La deuxième partie de l'album est conséquente. Il s'agit des up-tempos ! Grande nouvelle : ils sont de retour en grand nombre ! C'est déjà ça de pris. Et c'est bien ce qu'il faut se dire puisqu'il faut vite accepter qu'il n'y a pas de tubes dans le lot. On commence d'ailleurs la catégorie par break the rules, un morceau tout aussi expérimental que les deux précédents (de quoi faire une transition réussie d'une section de l'album à l'autre...). La chanson est basée sur une rythmique assez lourde (mais discrète dès que Namie chante) et des sonorités synthétiques assez mystérieuses (qui me rappellent les musiques caricaturales des aliens verts... si si !). Les couplets sont du rap intégral, ou en tout cas un parlé avec le ton. C'est un parti pris déroutant mais gagnant. L'ennui, c'est que la chanson pêche un peu avec ses refrains extrêmement répétitifs, où l'accent anglais de Namie a de quoi laisser dubitatif ("let's bleak de lules"...). Avec le temps, je tiens à préciser que c'est quand même devenue mon inédite préférée et que je l'aurais bien vue figurer sur Genius 2000 à la suite de LOVE 2000. En parlant d'anglais aléatoire, l'autre piste dynamique est un titre pop entraînant, très simple et entièrement en anglais : Looking for You. Il s'écoute plutôt facilement, mais il s'oublie malencontreusement tout aussi vite. On retombe dans les expérimentations étranges avec PLEASE SMILE AGAIN qui ne cesse d'alterner entre pop rock relativement dynamique, couplets parlés, et petit break sur piano "magique" (vous savez, style conte de fées ou jeux-vidéos... si si !). A premier abord, il y a de quoi être totalement rebuté par cette bizarrerie. J'ai néanmoins fini par adhérer aux couplets parlés et au délire du piano tout droit venu d'un jeu-vidéo. En revanche, les refrains sont restés trop répétitifs à mon goût. Et puis, la version single était légèrement supérieure à cette version remaniée dont le son paraît plus étouffé.

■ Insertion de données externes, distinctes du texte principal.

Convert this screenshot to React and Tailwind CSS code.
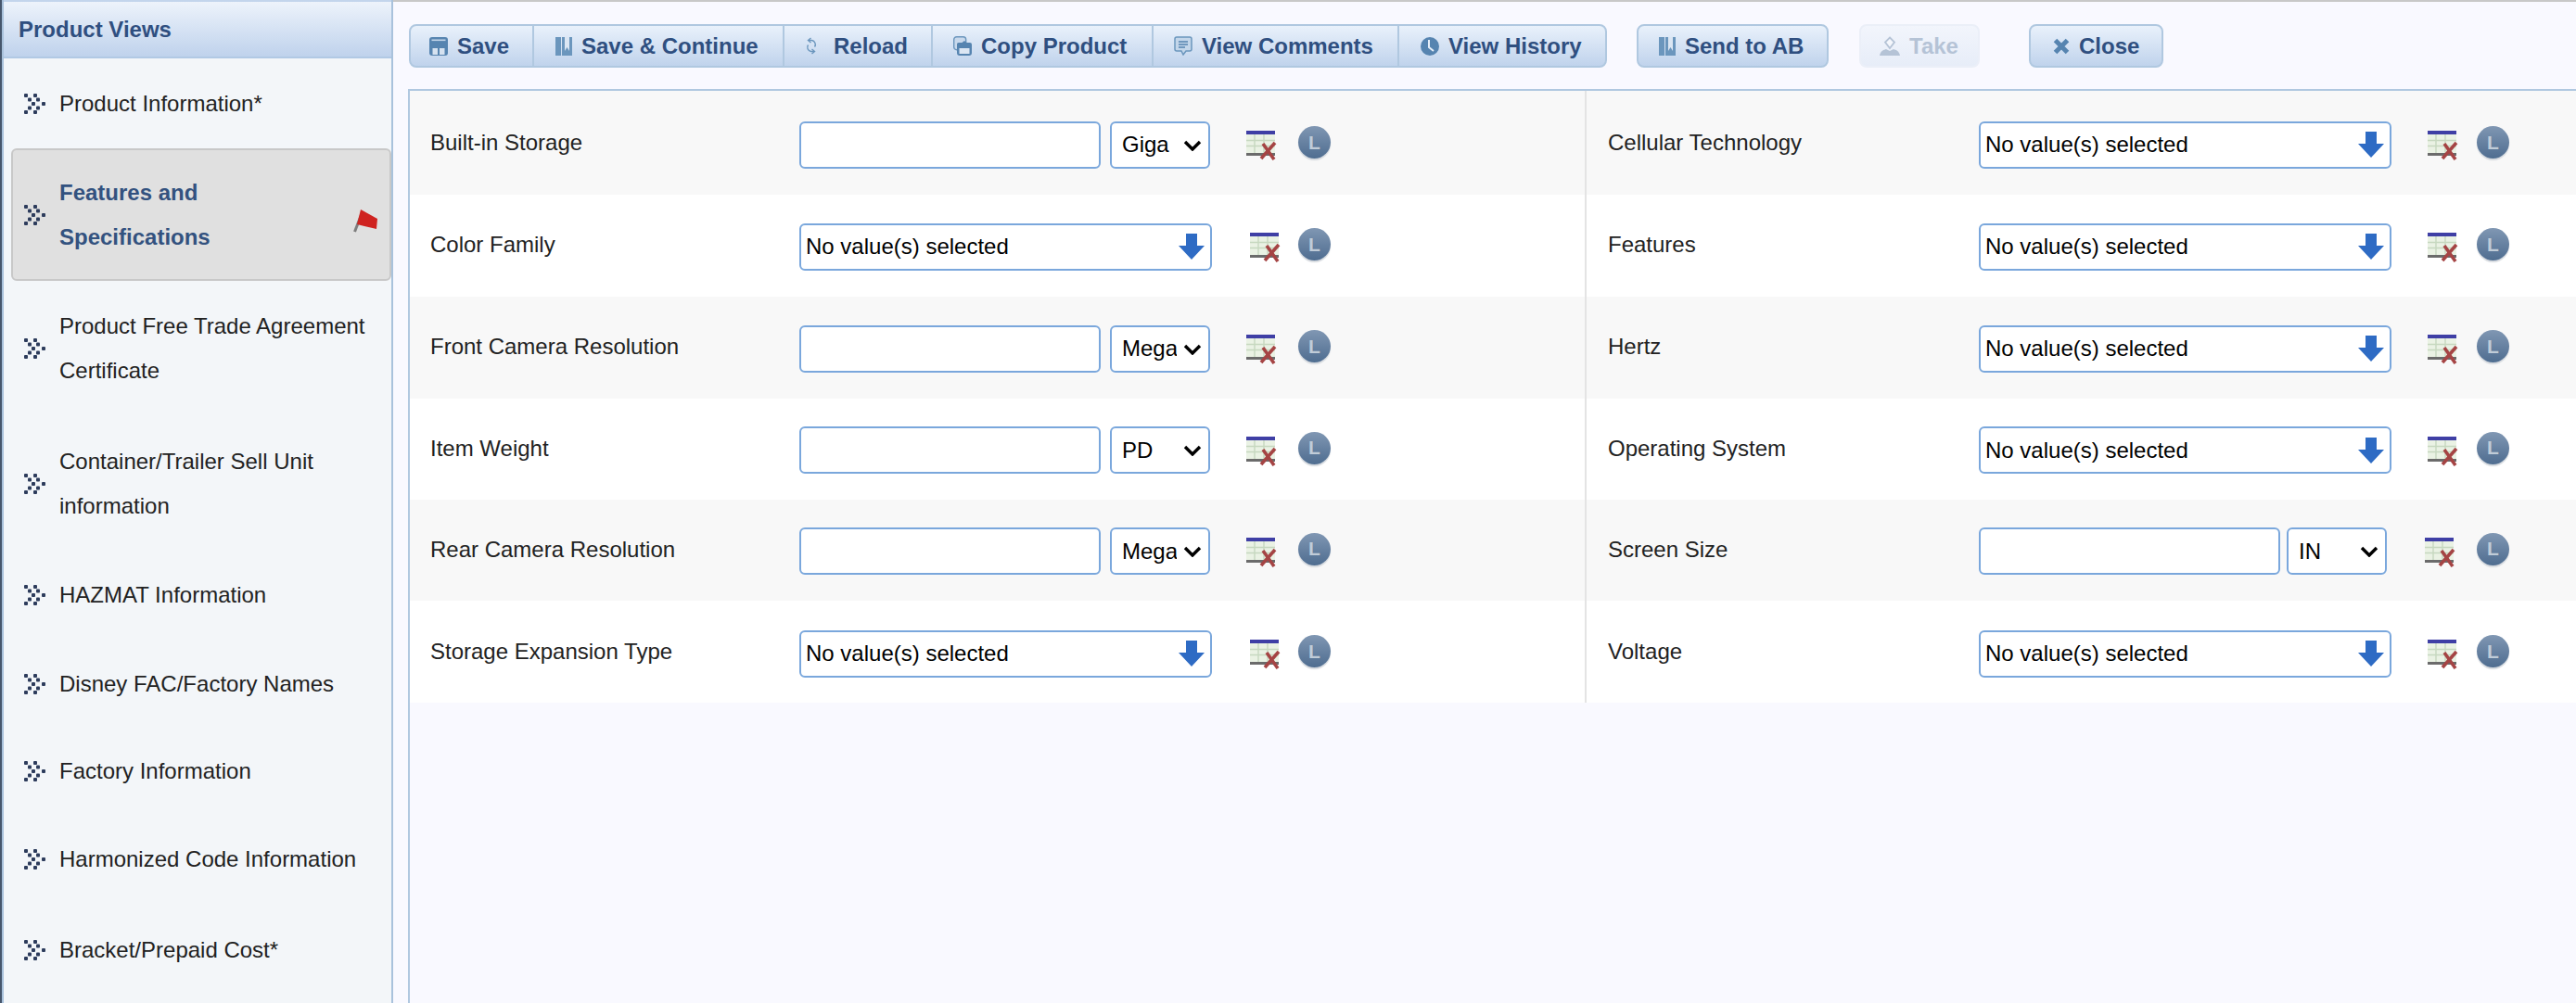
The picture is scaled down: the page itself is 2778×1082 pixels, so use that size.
import { useState } from 'react';

const sideItems = [
    { label: 'Product Information*', cls: 'h-[97px]' },
    { label: 'Features and Specifications', cls: 'h-[143px]', active: true },
    { label: 'Product Free Trade Agreement Certificate', cls: 'h-[146px]' },
    { label: 'Container/Trailer Sell Unit information', cls: 'h-[145px]' },
    { label: 'HAZMAT Information', cls: 'h-[96px]' },
    { label: 'Disney FAC/Factory Names', cls: 'h-[95px]' },
    { label: 'Factory Information', cls: 'h-[94px]' },
    { label: 'Harmonized Code Information', cls: 'h-[96px]' },
    { label: 'Bracket/Prepaid Cost*', cls: 'h-[100px]' },
];

// row heights follow the reference, it is not quite a 110px rhythm
const rows = [
    { cls: 'h-[112px] bg-[#f8f8f8]', pad: 'pt-[2px]', left: { label: 'Built-in Storage', unit: 'Giga' }, right: { label: 'Cellular Technology' } },
    { cls: 'h-[110px] bg-white', pad: '', left: { label: 'Color Family' }, right: { label: 'Features' } },
    { cls: 'h-[110px] bg-[#f8f8f8]', pad: '', left: { label: 'Front Camera Resolution', unit: 'Mega' }, right: { label: 'Hertz' } },
    { cls: 'h-[109px] bg-white', pad: '', left: { label: 'Item Weight', unit: 'PD' }, right: { label: 'Operating System' } },
    { cls: 'h-[109px] bg-[#f8f8f8]', pad: '', left: { label: 'Rear Camera Resolution', unit: 'Mega' }, right: { label: 'Screen Size', unit: 'IN' } },
    { cls: 'h-[110px] bg-white', pad: 'pt-[2px]', left: { label: 'Storage Expansion Type' }, right: { label: 'Voltage' } },
];

const chevronDots = [[1, 0], [11, 0], [5, 4.5], [14, 4.5], [9, 9], [20, 9], [5, 13.5], [14, 13.5], [1, 18], [11, 18]];

const Chevrons = () => (
    <svg width="24" height="22" viewBox="0 0 24 22" className="shrink-0" fill="#2d3c5c">
        {chevronDots.map(([x, y]) => (
            <rect key={`${x}-${y}`} x={x} y={y} width="4" height="4" rx="1" />
        ))}
    </svg>
);

const Flag = () => (
    <svg width="26" height="26" viewBox="0 0 26 26" className="shrink-0">
        <path d="M1.5 25 L10 3" stroke="#7d7d7d" strokeWidth="3" />
        <path d="M8 1 L26 11 L25 22 L12 19 L4 17 Z" fill="#cf2320" />
    </svg>
);

const SaveIcon = () => (
    <svg width="20" height="20" viewBox="0 0 20 20" fill="#5684b0" className="shrink-0">
        <rect x="0" y="0" width="20" height="20" rx="3" />
        <rect x="2.5" y="2.5" width="15" height="1.6" fill="#c3d5e8" />
        <rect x="3.5" y="12" width="5.5" height="7" fill="#d6e2f0" />
        <rect x="11" y="12" width="5.5" height="7" fill="#d6e2f0" />
    </svg>
);

const BookIcon = () => (
    <svg width="18" height="20" viewBox="0 0 18 20" fill="#6b96bd" className="shrink-0">
        <rect x="0" y="0" width="6" height="20" />
        <rect x="7" y="0" width="11" height="20" />
        <path d="M10 0h5v15l-2.5-4-2.5 4z" fill="#dbe6f3" />
    </svg>
);

const ReloadIcon = () => (
    <svg width="12" height="20" viewBox="0 0 12 20" fill="none" stroke="#6b96bd" strokeWidth="1.4" className="shrink-0 mr-[8px]">
        <path d="M3 3.5h3.5a4.5 4.5 0 0 1 3 7" />
        <path d="M9 15.5H5.5a4.5 4.5 0 0 1-3-7" />
        <path d="M5.5 1 2.5 3.5 5.5 6" />
        <path d="M6.5 18l3-2.5-3-2.5" />
    </svg>
);

const CopyIcon = () => (
    <svg width="20" height="21" viewBox="0 0 20 21" className="shrink-0">
        <rect x="0.7" y="0.7" width="13" height="14" rx="3" fill="#c9d9ec" stroke="#6b96bd" strokeWidth="1.4" />
        <path d="M6.5 7h3l2.5-2 2.5 2h3.5a2 2 0 0 1 2 2v9a3 3 0 0 1-3 3H7a3 3 0 0 1-3-3V9a2 2 0 0 1 2.5-2z" fill="#5684b0" />
        <rect x="6.5" y="13" width="11" height="6" fill="#dbe6f3" />
    </svg>
);

const CommentIcon = () => (
    <svg width="20" height="21" viewBox="0 0 20 21" fill="none" className="shrink-0">
        <path d="M3 1h14a2 2 0 0 1 2 2v11a2 2 0 0 1-2 2h-4l-3 4-2-4H3a2 2 0 0 1-2-2V3a2 2 0 0 1 2-2z" fill="#c3d6ea" stroke="#6b96bd" strokeWidth="1.5" />
        <path d="M5 6h10M5 9h10M5 12h7" stroke="#5684b0" strokeWidth="1.5" />
    </svg>
);

const ClockIcon = () => (
    <svg width="20" height="20" viewBox="0 0 20 20" className="shrink-0">
        <circle cx="10" cy="10" r="10" fill="#5684b0" />
        <path d="M9 3v8l5 4" stroke="#e6eef8" strokeWidth="2" fill="none" />
    </svg>
);

const TakeIcon = () => (
    <svg width="22" height="22" viewBox="0 0 22 22" fill="none" className="shrink-0">
        <path d="M11 1.5 16 6.5 11 13 6 6.5Z" stroke="#b5c3d6" strokeWidth="1.8" fill="#f5f7fc" />
        <path d="M0 21c1-5 4-6 7-7l4 2 4-2c3 1 6 2 7 7z" fill="#b5c3d6" />
    </svg>
);

const CloseIcon = () => (
    <svg width="18" height="18" viewBox="0 0 18 18" stroke="#5684b0" strokeWidth="5" className="shrink-0">
        <path d="M2.5 2.5 15.5 15.5M15.5 2.5 2.5 15.5" />
    </svg>
);

const ToolButton = ({ icon, label, cls }) => (
    <div className={`h-full flex items-center gap-[10px] text-[24px] font-bold ${cls}`}>
        {icon}
        <span>{label}</span>
    </div>
);

const ClearIcon = () => (
    <svg width="35" height="32" viewBox="0 0 35 32" className="shrink-0">
        <rect x="0" y="0" width="31" height="26" fill="#eaf2e4" />
        <rect x="0" y="0" width="31" height="4" fill="#3f3fa5" />
        <path d="M0 10.5h31M0 16.5h31M9 4v20M19 4v20" stroke="#c6d8bf" strokeWidth="1.4" />
        <rect x="0" y="24" width="31" height="3" fill="#6b6b6b" />
        <path d="M16 30 31 13M18 14 30 31" stroke="#a54444" strokeWidth="3.6" />
    </svg>
);

const LockBadge = () => (
    <div className="w-[35px] h-[35px] -mt-[3px] shrink-0 rounded-full bg-gradient-to-b from-[#8097b3] to-[#4f6d90] shadow-[0_2px_1px_#d5d9de] flex items-center justify-center text-[21px] font-bold text-[#c0ccd8]">
        L
    </div>
);

const Field = ({ field, side, pad }) => {
    const [value, setValue] = useState('');
    const isLeft = side === 'left';
    const iconCls = field.unit
        ? (isLeft ? 'ml-[37px]' : 'ml-[36px]')
        : (isLeft ? 'ml-[41px]' : 'ml-[39px]');

    return (
        <div className={`h-full flex items-center ${pad} ${isLeft ? 'pl-[22px] border-r-2 border-[#e4e4e4]' : 'pl-[23px]'}`}>
            <div className={`shrink-0 text-[24px] text-[#222] -mt-[2px] ${isLeft ? 'w-[398px]' : 'w-[400px]'}`}>{field.label}</div>
            <div className={`w-[445px] shrink-0 flex mt-[2px] ${isLeft ? 'gap-[10px]' : 'gap-[7px]'}`}>
                {field.unit ? (
                    <>
                        <input
                            value={value}
                            onChange={(e) => setValue(e.target.value)}
                            className="w-[325px] h-[51px] bg-white border-2 border-[#7aa7dc] rounded-[6px] px-2 text-[24px]"
                        />
                        <div className="relative w-[108px] h-[51px] shrink-0">
                            <select defaultValue={field.unit} className="w-full h-full appearance-none bg-white border-2 border-[#7aa7dc] rounded-[6px] pl-[11px] pr-[34px] text-[24px] text-black">
                                <option>{field.unit}</option>
                            </select>
                            <svg width="20" height="12" viewBox="0 0 20 12" fill="none" stroke="#000" strokeWidth="3.4" className="absolute right-[9px] top-[20px] pointer-events-none">
                                <path d="M2 2 10 10 18 2" />
                            </svg>
                        </div>
                    </>
                ) : (
                    <div className="w-[445px] h-[51px] bg-white border-2 border-[#7aa7dc] rounded-[6px] flex items-center justify-between pl-[5px] pr-[6px] text-[24px] text-black">
                        <span>No value(s) selected</span>
                        <svg width="28" height="28" viewBox="0 0 28 28" fill="#2e6bc4">
                            <path d="M8 0h12v13h8L14 28 0 13h8z" />
                        </svg>
                    </div>
                )}
            </div>
            <div className={`shrink-0 mt-[4px] ${isLeft ? 'w-[93px]' : 'w-[92px]'}`}>
                <div className={iconCls}><ClearIcon /></div>
            </div>
            <LockBadge />
        </div>
    );
};

const App = () => {
    return (
        <div className="w-[2778px] h-[1082px] flex overflow-hidden bg-[#f9f9ff] text-black font-['Liberation_Sans',Arial,sans-serif]">
            <aside className="w-[424px] h-full shrink-0 border-l-2 border-[#46566c]">
                <div className="h-full border-l-2 border-r-2 border-[#a9c2dc] bg-[#f3f6f9] flex flex-col">
                    <div className="h-[63px] shrink-0 border-t-2 border-b-2 border-t-[#c3d5ec] border-b-[#b1c9e4] bg-gradient-to-b from-[#edf3fb] to-[#bfd2ec] flex items-center pl-[16px] text-[24px] font-bold text-[#2f4f80]">
                        Product Views
                    </div>
                    {sideItems.map((item) => (
                        <div
                            key={item.label}
                            className={`shrink-0 flex items-center text-[24px] leading-[48px] ${item.cls} ${item.active ? 'ml-[8px] pl-[11px] pr-[10px] border-2 border-[#c8c8c8] rounded-[6px] bg-[#e0e0e0] font-bold text-[#33527f]' : 'pl-[21px] text-[#222]'}`}
                        >
                            <Chevrons />
                            <span className={`ml-[15px] ${item.active ? 'w-[300px]' : 'w-[350px]'}`}>{item.label}</span>
                            {item.active && <span className="ml-auto mr-[3px] mt-[12px]"><Flag /></span>}
                        </div>
                    ))}
                </div>
            </aside>

            <main className="flex-1 min-w-0 border-t-2 border-[#c8c8c8] flex flex-col">
                <div className="h-[94px] shrink-0 flex items-start pt-[24px] pl-[17px] text-[#2f4f80]">
                    <div className="h-[47px] flex rounded-[8px] border-2 border-[#b0c8e0] bg-gradient-to-b from-[#e9f1fb] to-[#c0d3ec] divide-x-2 divide-[#b0c8e0]">
                        <ToolButton icon={<SaveIcon />} label="Save" cls="w-[133px] pl-[20px]" />
                        <ToolButton icon={<BookIcon />} label="Save & Continue" cls="w-[270px] pl-[23px]" />
                        <ToolButton icon={<ReloadIcon />} label="Reload" cls="w-[160px] pl-[23px]" />
                        <ToolButton icon={<CopyIcon />} label="Copy Product" cls="w-[238px] pl-[22px]" />
                        <ToolButton icon={<CommentIcon />} label="View Comments" cls="w-[265px] pl-[22px]" />
                        <ToolButton icon={<ClockIcon />} label="View History" cls="w-[222px] pl-[23px]" />
                    </div>
                    <div className="ml-[32px] w-[207px] h-[47px] rounded-[8px] border-2 border-[#b0c8e0] bg-gradient-to-b from-[#e9f1fb] to-[#c0d3ec]">
                        <ToolButton icon={<BookIcon />} label="Send to AB" cls="pl-[22px]" />
                    </div>
                    <div className="ml-[33px] w-[130px] h-[47px] rounded-[8px] border-2 border-[#ebeff8] bg-gradient-to-b from-[#f2f5fc] to-[#e7edf8] text-[#b5c3d6]">
                        <ToolButton icon={<TakeIcon />} label="Take" cls="pl-[20px]" />
                    </div>
                    <div className="ml-[53px] w-[145px] h-[47px] rounded-[8px] border-2 border-[#b0c8e0] bg-gradient-to-b from-[#e9f1fb] to-[#c0d3ec]">
                        <ToolButton icon={<CloseIcon />} label="Close" cls="pl-[24px]" />
                    </div>
                </div>

                <div className="flex-1 ml-[16px] border-t-2 border-l-2 border-[#b0c8e0]">
                    {rows.map((row) => (
                        <div key={row.left.label} className={`grid grid-cols-[1269px_1fr] ${row.cls}`}>
                            <Field field={row.left} side="left" pad={row.pad} />
                            <Field field={row.right} side="right" pad={row.pad} />
                        </div>
                    ))}
                </div>
            </main>
        </div>
    );
};

export default App;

Il reste 3 autres chansons dynamiques que je n'aborderai pas dans l'ordre. Ainsi, au lieu de vous parler de Never Shoulda, je vais vous parler de Cross Over qui a d'ailleurs elle aussi été modifiée (c'était la face B de PLEASE SMILE AGAIN). J'admets ne pas connaître cette version. Je ne pourrai par conséquent pas faire de comparaison, même si je suppose que l'originale était supérieure étant donné mon historique avec les nouvelles versions des chansons de Namie... Cross Over est une chanson plutôt entraînante, malgré une mélodie assez posée et régulière. On sent bien la tension augmenter au fur et à mesure que l'on approche des fameux "cross over... watashi... ect". C'est une piste très agréable à l'écoute, mais force est de constater qu'elle l'est plus grâce à sa réussite instrumentale que grâce à sa mélodie imparable (surtout que Namie disparaît purement et simplement de son titre au bout de 3 minutes sur 5 !). Et puis, malgré sa force, l'instrumentation pourra aussi paraître chaotique. Je reviens sur Never Shoulda que j'aborderai en même temps que Girlfriend. Ces deux chansons sont des jumelles séparées à la naissance. La musique est extrêmement similaire et surfe clairement sur la mode lancée par Britney Spears en 1999-2000 : rythmique pop utilisant des "coups frappants". Les choeurs utilisés en soutien sur les refrains me rappellent d'ailleurs fortement ceux que Britney a exploités sur ...Baby One More Time, Stronger et toutes les autres. La seule différence entre les deux pistes de Namie me semble être que Never Shoulda est plus sombre et "fataliste" que Girlfriend (qui ne déborde pourtant pas de joie, loin de là). Reste que ces deux pistes sont faibles comparés à ceux de Britney. Elles semblent être des copies honorables, mais bien loin de leur modèle. Finalement, on retombe sur le problème auquel Namie avait fait face sur des pistes telles que Next To You sur Genius 2000 : les chansons sont sympathiques, mais ce ne sont pas vraiment "les chansons de Namie Amuro".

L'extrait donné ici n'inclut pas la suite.